Both mesh and sculpted prims are made in external editors such as Blender or Autodesk Maya - there is free and paid programs to do so. However, that is about where their similarities end.

In terms of what they ARE...
Mesh are actual objects used in the professional world.... Objects you see in other games are a type of mesh. The ones we use to import to SL must be .DAE Collada... a specific type of format. I have to use a converter to get them to work right in SL.
Meshes can very in size, polygon/triangle count, and are mapped and textured externally so that textures fit properly. You must individually adjust each face (the area between each polygon, or if in wireframe... the spots between the wire meshes) onto a texture, it is not mostly automatic like sculpties.

The benefit this creates for mesh is that you're able to virtually get rid of what I call "Pinchy" ends... Where the textures bunch up at each end and generally look unpleasant. It also allows you to put multiple textures onto one prim... so instead of using 1 prim for the water, 1 prim for the bucket, 1 prim for the metal part, 1 prim for the handle... etc... You can use different "faces" like on a normal prim... or "Materials" in terms of what they call it in 3D objects to create the same effect. It is a great prim saver for a lot of things.

However, mesh does SCALE in terms of prims whereas sculpties currently do not. There is talk of changing that, but it has not been implemented and no plans are made. A mesh prim which is only 1 prim at 1x1x1 size, could increase in prim count dramatically by scaling it just a few % up - so size is very important. It is why I usually don't sell my items mod, I am just not ready for the ignorant to accuse me of lying and all sorts when my furniture is resized and goes up in prims.

Another thing that has effect is the size of textures used - your prim count could increase if you use all 1024 instead of 512 or smaller - so that is another factor to take in. A major one though that I struggle with often is the script count... It's a little biased, even a basic non laggy script will cause the prim count to go up significantly, sometimes doubling or tripling prim costs of an object (if unlucky.)

Mainly I try to avoid large textures and scripting for this reason, sometimes that could cause issue such in texture animated prims which stop animating if you shift copy - but I am willing to help that.. I really try to take advantage of the low polygon=low prim features that mesh brings to the table.

It will 99% of time look better than sculpts, and for smaller items at least, be much more prim efficient. It is a shame that it scales up so that at larger sizes it might seem more efficient to use sculpties... but people must also know that sculpties in general are laggy! You have to load an extra texture for them, their bounding boxes are iffy at best, they can only use one texture, and tend to not look nearly as good. Plus, all the extra vertices people use for sculpties means that they'll be a lot harder to render than almost any mesh on the grid today!
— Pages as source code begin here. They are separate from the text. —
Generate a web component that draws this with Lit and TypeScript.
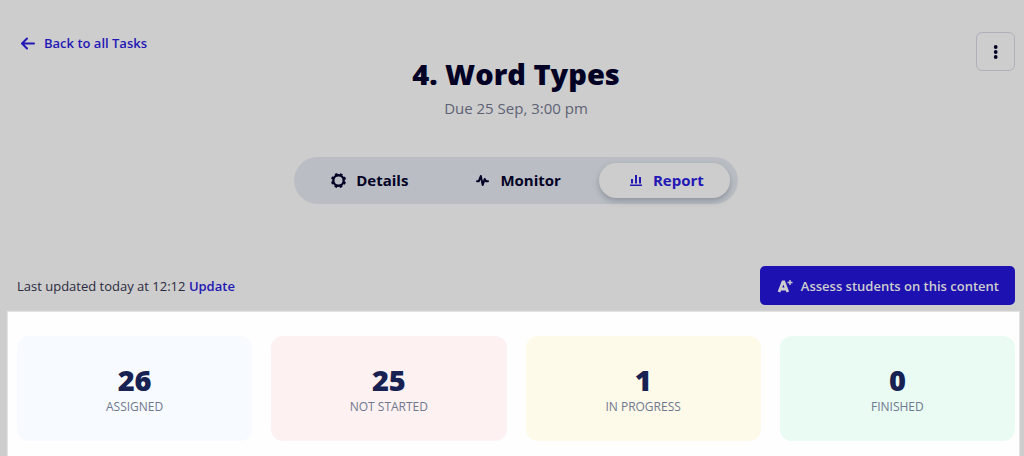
import { LitElement, html, css, svg } from "lit";
import { customElement, property, state } from "lit/decorators.js";
import { classMap } from "lit/directives/class-map.js";

const icons = {
  back: svg`<svg width="16" height="16" viewBox="0 0 16 16" fill="none" stroke="currentColor" stroke-width="2" stroke-linecap="round" stroke-linejoin="round"><path d="M14 8.500H2.500M7 3.500l-5 5 5 5"/></svg>`,
  more: svg`<svg width="16" height="16" viewBox="0 0 16 16" fill="currentColor"><circle cx="7.700" cy="3" r="1.900"/><circle cx="7.700" cy="8" r="1.900"/><circle cx="7.700" cy="13" r="1.900"/></svg>`,
  details: svg`<svg width="16" height="16" viewBox="0 0 16 16" fill="none" stroke="currentColor"><circle cx="8.500" cy="8.500" r="5.200" stroke-width="2.400"/><circle cx="8.500" cy="8.500" r="6.700" stroke-width="1.700" stroke-dasharray="2.662 2.600" stroke-dashoffset="-1.300"/></svg>`,
  monitor: svg`<svg width="16" height="16" viewBox="0 0 16 16" fill="none" stroke="currentColor" stroke-width="2" stroke-linecap="round" stroke-linejoin="round"><path d="M3 9.300h1.700L6.800 4 8.700 13l2-6 1.300 2.300H14"/></svg>`,
  report: svg`<svg width="16" height="16" viewBox="0 0 16 16" fill="currentColor"><path d="M3 12.500h12V14H3zM4 7h2v4.500H4zM8 3h2v8.500H8zM12 5h2v6.500h-2z"/></svg>`,
  grade: svg`<svg width="16" height="16" viewBox="0 0 16 16" fill="none" stroke="currentColor"><path d="M2 14 5.900 4h1L10.800 14M4 11h5" stroke-width="2.800"/><path d="M13 2v5M10.500 4.500h5" stroke-width="1.400"/></svg>`,
};

@customElement("task-stat")
export class TaskStat extends LitElement {
  @property() label = "";
  @property({ type: Number }) value = 0;

  static styles = css`
    :host {
      display: flex;
      flex-direction: column;
      align-items: center;
      padding: 27px 12px 24px;
      border-radius: 12px;
      color: #172152;
    }
    .value { font-size: 29px; line-height: 34px; font-weight: 800; }
    .label { font-size: 12px; line-height: 20px; color: #6f788e; text-transform: uppercase; }
  `;

  render() {
    return html`<span class="value">${this.value}</span><span class="label">${this.label}</span>`;
  }
}

@customElement("app-root")
export class AppRoot extends LitElement {
  @state() private tab = "report";

  static styles = css`
    :host {
      display: flex;
      flex-direction: column;
      box-sizing: border-box;
      min-height: 100vh;
      background: #cdcdcd;
      color: #030225;
      font-family: "Open Sans", "Noto Sans", sans-serif;
      font-size: 13px;
      line-height: 20px;
    }
    svg { display: block; flex: none; }
    button { font: inherit; color: inherit; border: 0; background: none; cursor: pointer; }
    a { color: #2317b5; font-weight: 600; text-decoration: none; }
    .header {
      display: grid;
      grid-template-columns: 1fr auto 1fr;
      align-items: start;
      padding: 32px 9px 0 17px;
    }
    .back { display: flex; align-items: center; gap: 8px; padding: 1px 3px; }
    .heading { text-align: center; padding-top: 23px; }
    .title { margin: 0; font-size: 29px; line-height: 38px; font-weight: 800; }
    .due { margin: 4px 0 0; font-size: 15px; line-height: 22px; color: #5d6275; }
    .more {
      display: grid;
      place-items: center;
      justify-self: end;
      width: 39px;
      height: 39px;
      padding: 0;
      border: 1px solid #aeb0bc;
      border-radius: 6px;
    }
    .tabs {
      display: flex;
      align-self: center;
      gap: 12px;
      margin: 38px 0 0 8px;
      padding: 6px 8px;
      border-radius: 24px;
      background: #babec4;
    }
    .tab {
      display: flex;
      align-items: center;
      justify-content: center;
      gap: 10px;
      height: 35px;
      padding: 0 26px 1px 28px;
      border-radius: 18px;
      font-size: 15px;
      font-weight: 700;
    }
    .tab.active { background: #cdcdcd; color: #2317b5; box-shadow: 0 3px 6px rgb(60 70 85 / 0.35); }
    .toolbar {
      display: flex;
      align-items: center;
      justify-content: space-between;
      padding: 62px 9px 7px 17px;
    }
    .updated { margin: 0; color: #2b2a3f; }
    .assess {
      display: flex;
      align-items: center;
      gap: 8px;
      height: 39px;
      padding: 0 16px 0 17px;
      border-radius: 5px;
      background: #1d12b1;
      color: #cdcdcd;
      font-weight: 600;
    }
    .stats {
      display: grid;
      grid-template-columns: repeat(4, 1fr);
      align-items: start;
      gap: 19px;
      flex: 1;
      margin: 0 5px 0 8px;
      padding: 24px 4px 15px 9px;
      background: #fefefe;
      box-shadow: 0 0 1px 1px #e2e2e2;
    }
    .assigned { background: #f7fbff; }
    .pending { background: #fdf1f1; }
    .progress { background: #fdfaea; }
    .finished { background: #e9fbf3; }
  `;

  private tabButton(id: "details" | "monitor" | "report", label: string) {
    const active = this.tab === id;
    return html`<button
      class=${classMap({ tab: true, active })}
      role="tab"
      aria-selected=${active ? "true" : "false"}
      @click=${() => (this.tab = id)}
    >${icons[id]}<span>${label}</span></button>`;
  }

  render() {
    return html`
      <header class="header">
        <div><a class="back" href="#tasks">${icons.back}<span>Back to all Tasks</span></a></div>
        <div class="heading">
          <h1 class="title">4. Word Types</h1>
          <p class="due">Due 25 Sep, 3:00 pm</p>
        </div>
        <button class="more" aria-label="More options">${icons.more}</button>
      </header>
      <div class="tabs" role="tablist">
        ${this.tabButton("details", "Details")}
        ${this.tabButton("monitor", "Monitor")}
        ${this.tabButton("report", "Report")}
      </div>
      <div class="toolbar">
        <p class="updated">Last updated today at 12:12 <a href="#update">Update</a></p>
        <button class="assess">${icons.grade}<span>Assess students on this content</span></button>
      </div>
      <section class="stats">
        <task-stat class="assigned" .value=${26} label="Assigned"></task-stat>
        <task-stat class="pending" .value=${25} label="Not started"></task-stat>
        <task-stat class="progress" .value=${1} label="In progress"></task-stat>
        <task-stat class="finished" .value=${0} label="Finished"></task-stat>
      </section>
    `;
  }
}
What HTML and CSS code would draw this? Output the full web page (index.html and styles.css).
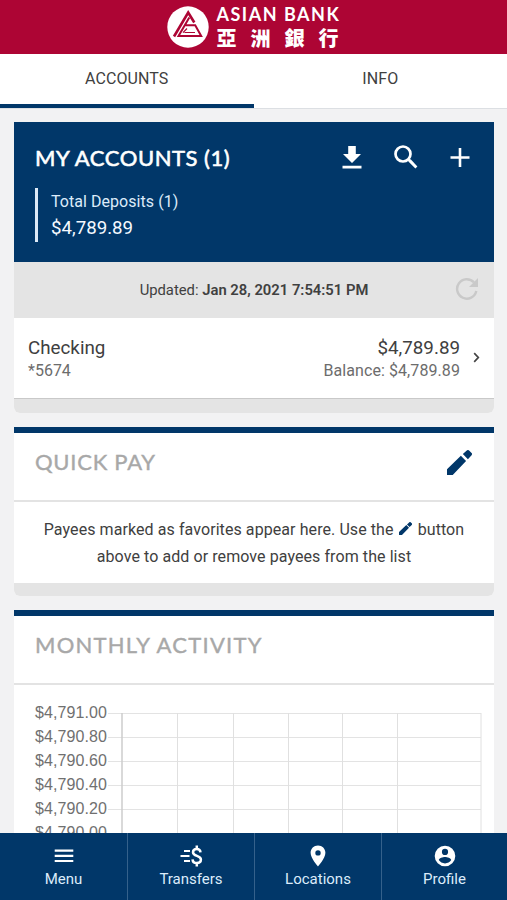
FILE: index.html
```
<!DOCTYPE html>
<html lang="en">
<head>
<meta charset="utf-8">
<meta name="viewport" content="width=device-width, initial-scale=1">
<title>Asian Bank</title>
<link rel="stylesheet" href="styles.css">
</head>
<body>
<div class="app">
  <header class="brand">
    <svg class="brand-mark" viewBox="0 0 42 42" aria-hidden="true">
      <circle cx="21" cy="21" r="20.700" fill="#fff"/>
      <path d="M27.300 16.500L21.200 6.500 7 30.500" fill="none" stroke="#ad0534" stroke-width="2.600"/>
      <path d="M22.300 11.500L11.500 30H34.200L28.200 19.300H18.500" fill="none" stroke="#ad0534" stroke-width="2"/>
      <path d="M16 26.700L20 22.500M17.500 26.500H28" fill="none" stroke="#ad0534" stroke-width="1.200"/>
    </svg>
    <div class="brand-name">
      <span class="brand-en">ASIAN BANK</span>
      <span class="brand-zh" lang="zh-Hant">亞洲銀行</span>
    </div>
  </header>

  <nav class="tabs">
    <a class="tab active">ACCOUNTS</a>
    <a class="tab">INFO</a>
  </nav>

  <main class="content">
    <section class="card">
      <div class="summary">
        <div class="summary-head">
          <h2 class="title">MY ACCOUNTS (1)</h2>
          <div class="actions">
            <svg viewBox="0 0 24 24" aria-hidden="true"><path d="M8.200 1h7.600v8H21l-9 9-9-9h5.200zM2.500 20.800h19v2.700h-19z"/></svg>
            <svg viewBox="0 0 24 24" aria-hidden="true"><circle cx="9" cy="9" r="7.500" fill="none" stroke="#fff" stroke-width="2.700"/><path d="M13.800 14.900l1.200-1.200 1.900.8 6.500 6.900-2 2-6.800-6.600z"/></svg>
            <svg viewBox="0 0 24 24" aria-hidden="true"><path d="M10.700 3h2.600v8.200h8.200v2.600h-8.200V22h-2.600v-8.200H2.500v-2.600h8.200z"/></svg>
          </div>
        </div>
        <div class="deposits">
          <span class="deposits-label">Total Deposits (1)</span>
          <span class="deposits-sum">$4,789.89</span>
        </div>
      </div>
      <div class="updated">
        <span class="updated-text">Updated: <b>Jan 28, 2021 7:54:51 PM</b></span>
        <svg class="refresh" viewBox="0 0 24 24" aria-hidden="true"><path d="M19 5.400A9.700 9.700 0 1 0 21.300 14" fill="none" stroke="#c9c9c9" stroke-width="2.400"/><path d="M23 1v9h-9z" fill="#c9c9c9"/></svg>
      </div>
      <div class="account">
        <div class="account-col">
          <span class="account-main">Checking</span>
          <span class="account-sub">*5674</span>
        </div>
        <div class="account-col right">
          <span class="account-main">$4,789.89</span>
          <span class="account-sub">Balance: $4,789.89</span>
        </div>
        <svg class="chevron" viewBox="0 0 7 11" aria-hidden="true"><path d="M1.200 1.200L5.300 5.500 1.200 9.800" fill="none" stroke="#444" stroke-width="1.700"/></svg>
      </div>
      <div class="card-foot"></div>
    </section>

    <section class="card barred">
      <div class="card-head">
        <h2 class="title muted pay">QUICK PAY</h2>
        <svg class="pencil" viewBox="0 0 24 24" aria-hidden="true"><path d="M0 18.500V24h5.500L18.300 10.500l-5-5zM23.600 5a1.600 1.600 0 0 0 0-2.200L21.200.5a1.600 1.600 0 0 0-2.200 0L15.200 3.900l4.900 4.900z"/></svg>
      </div>
      <p class="hint">Payees marked as favorites appear here. Use the <svg class="pencil-inline" viewBox="0 0 24 24" aria-hidden="true"><path d="M0 18.500V24h5.500L18.500 10.500l-5-5zM24 5a1.600 1.600 0 0 0 0-2.200L21.400.3a1.600 1.600 0 0 0-2.200 0L14.700 4.400l4.900 4.900z"/></svg> button<br>above to add or remove payees from the list</p>
      <div class="card-foot short"></div>
    </section>

    <section class="card barred">
      <div class="card-head">
        <h2 class="title muted month">MONTHLY ACTIVITY</h2>
      </div>
      <div class="chart">
        <div class="axis">
          <span>$4,791.00</span><span>$4,790.80</span><span>$4,790.60</span><span>$4,790.40</span><span>$4,790.20</span><span>$4,790.00</span>
        </div>
        <svg class="plot" viewBox="0 0 374 140" aria-hidden="true">
          <path d="M0 13.500H373M0 37.500H373M0 61.500H373M0 85.500H373M0 109.500H373M0 133.500H373" stroke="#e3e3e3"/>
          <path d="M69.500 13V140M125.500 13V140M180.500 13V140M234.500 13V140M289.500 13V140M373 13V140" stroke="#e0e0e0"/>
          <path d="M14 13V140" stroke="#ccc" stroke-width="1.500"/>
        </svg>
      </div>
    </section>
  </main>

  <nav class="bottom">
    <a class="item"><svg viewBox="0 0 24 24" aria-hidden="true"><path d="M2.700 5.500h18.600v2.200H2.700zM2.700 10.700h18.600v2.200H2.700zM2.700 15.900h18.600v2.200H2.700z"/></svg><span>Menu</span></a>
    <a class="item"><svg viewBox="0 0 24 24" aria-hidden="true"><path d="M5 6h6v2H5zM1.500 11h9v2h-9zM5 16h6v2H5z"/><path d="M21.500 8.400C21.300 6 19.800 4.900 17.800 4.900c-2.200 0-3.800 1.200-3.800 3.300 0 4.500 7.900 2.800 7.900 7.300 0 2.300-1.700 3.500-4.100 3.500s-4.100-1.200-4.300-3.700M17.800 1.500v3.500M17.800 18.500V22.500" fill="none" stroke="#fff" stroke-width="2.500"/></svg><span>Transfers</span></a>
    <a class="item"><svg viewBox="0 0 24 24" aria-hidden="true"><path fill-rule="evenodd" d="M12 1.500c-4.200 0-7.400 3.200-7.400 7.300C4.600 14.300 12 22.500 12 22.500s7.400-8.200 7.400-13.700c0-4.100-3.200-7.300-7.400-7.300zm0 4.700a2.700 2.700 0 1 1 0 5.400 2.700 2.700 0 0 1 0-5.400z"/></svg><span>Locations</span></a>
    <a class="item"><svg viewBox="0 0 24 24" aria-hidden="true"><path fill-rule="evenodd" d="M12 1.700a10.300 10.300 0 1 0 0 20.600 10.300 10.300 0 0 0 0-20.600zm0 3.100a3.100 3.100 0 1 1 0 6.200 3.100 3.100 0 0 1 0-6.200zm0 14.600c-2.600 0-4.900-1.300-6.200-3.300.03-2 4.100-3.200 6.200-3.200s6.200 1.200 6.200 3.200a7.400 7.400 0 0 1-6.200 3.300z"/></svg><span>Profile</span></a>
  </nav>
</div>
</body>
</html>
```
FILE: styles.css
```
* { box-sizing: border-box; }

body {
  margin: 0;
  background: #f2f2f3;
  color: #404040;
  font: 16px/20px Roboto, "Liberation Sans", sans-serif;
}

.app {
  display: flex;
  flex-direction: column;
  height: 900px;
  overflow: hidden;
}

.brand {
  flex: none;
  display: flex;
  justify-content: center;
  gap: 8px;
  height: 54px;
  padding-top: 6px;
  background: #ad0534;
  color: #fff;
}

.brand-mark { width: 42px; height: 42px; }

.brand-name { display: flex; flex-direction: column; width: 124px; }

.brand-en {
  font: 700 18px/16px Lato, sans-serif;
  letter-spacing: 1.500px;
  white-space: nowrap;
}

.brand-zh {
  margin-top: 3px;
  font: 900 20px/25px "Noto Sans CJK TC", sans-serif;
  letter-spacing: 14px;
  white-space: nowrap;
}

.tabs {
  flex: none;
  display: flex;
  height: 55px;
  background: #fff;
  border-bottom: 1px solid #dcdfe3;
}

.tab {
  flex: 1;
  height: 54px;
  padding-top: 15px;
  border-bottom: 4px solid transparent;
  text-align: center;
  letter-spacing: 0.100px;
}

.tab.active { border-color: #013769; }

.content {
  flex: 1;
  display: flex;
  flex-direction: column;
  gap: 14px;
  min-height: 0;
  padding: 13px 13px 0 14px;
  overflow: hidden;
}

.card {
  flex: none;
  background: #fff;
  border-radius: 0 0 6px 6px;
  overflow: hidden;
}

.barred { border-top: 6px solid #013769; }

.summary {
  height: 140px;
  padding: 20px 21px 0;
  background: #013769;
  color: #fff;
}

.summary-head, .card-head {
  display: flex;
  justify-content: space-between;
}

.title {
  margin: 0;
  font: 400 22px/31px Lato, sans-serif;
  letter-spacing: 0.550px;
  white-space: nowrap;
  -webkit-text-stroke: 0.600px currentColor;
}

.title.muted { color: #a8a8a8; -webkit-text-stroke-width: 0.400px; }
.title.pay { letter-spacing: 0.750px; }
.title.month { letter-spacing: 1.250px; }

.actions { display: flex; gap: 30px; padding: 3px 1px 0 0; }
.actions svg { width: 24px; height: 24px; fill: #fff; }

.deposits {
  display: flex;
  flex-direction: column;
  height: 54px;
  margin-top: 15px;
  padding-left: 13px;
  border-left: 3px solid #dce9f7;
}

.summary-head { height: 31px; }

.deposits-label { line-height: 27px; color: #dcebfa; letter-spacing: 0.050px; }
.deposits-sum { font-size: 18.700px; line-height: 26px; color: #f4f9ff; }

.updated {
  position: relative;
  height: 56px;
  padding-top: 18px;
  background: #e4e4e4;
  text-align: center;
  font-size: 14.800px;
}

.updated b { font-weight: 600; }

.refresh {
  position: absolute;
  top: 15px;
  right: 15px;
  width: 24px;
  height: 24px;
}

.account {
  display: flex;
  height: 81px;
  padding: 19px 14px 0;
  border-bottom: 1px solid #c9c9c9;
}

.account-col { display: flex; flex-direction: column; }
.account-col.right { flex: 1; align-items: flex-end; }
.account-main { font-size: 18.800px; line-height: 23px; }
.account-sub { font-size: 16px; line-height: 22px; color: #6c6c6c; }
.account-col.right .account-sub { letter-spacing: 0.080px; }
.chevron { width: 7px; height: 11px; margin: 15px 0 0 13px; }

.card-foot { height: 14px; background: #e4e4e4; }
.card-foot.short { height: 13px; }

.card-head {
  height: 69px;
  padding: 13px 21px 0;
  border-bottom: 2px solid #e3e3e3;
}

.pencil { width: 25px; height: 25px; margin: 4px 1px 0 0; fill: #013769; }

.hint {
  height: 81px;
  margin: 0;
  padding-top: 14px;
  text-align: center;
  line-height: 27px;
  letter-spacing: 0.080px;
  white-space: nowrap;
}

.pencil-inline { width: 13px; height: 13px; margin: 0 2px 0 1px; fill: #013769; vertical-align: 0; }

.chart {
  display: flex;
  height: 170px;
  padding: 15px 12px 0 21px;
}

.axis {
  display: flex;
  flex-direction: column;
  width: 73px;
  padding-top: 1px;
  font: 16px/24px "Liberation Sans", sans-serif;
  letter-spacing: 0.100px;
  color: #707070;
}

.plot { width: 374px; height: 140px; }

.bottom {
  flex: none;
  display: flex;
  height: 67px;
  background: #013769;
  color: #dcecfb;
}

.item {
  flex: 0 0 127px;
  display: flex;
  flex-direction: column;
  align-items: center;
  padding-top: 11px;
  border-left: 1px solid #35618b;
  font-size: 15px;
}

.item:first-child { border-left: 0; }
.item:last-child { flex: 1; }
.item svg { width: 24px; height: 24px; fill: #fff; }
.item span { line-height: 22px; }
```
Overall, mesh is definitely my future. I understand people will continue to use sculpties, but for me personally, I'll stick with mesh. The UV wrapping process may be painful at times (takes a lot of time) and I am still new and slow with working with it, but I feel it is worth it. I want to be the very best at low prim, quality rustic furniture. Some day I'll have as many products as the rest, but for now I am very content with what we have.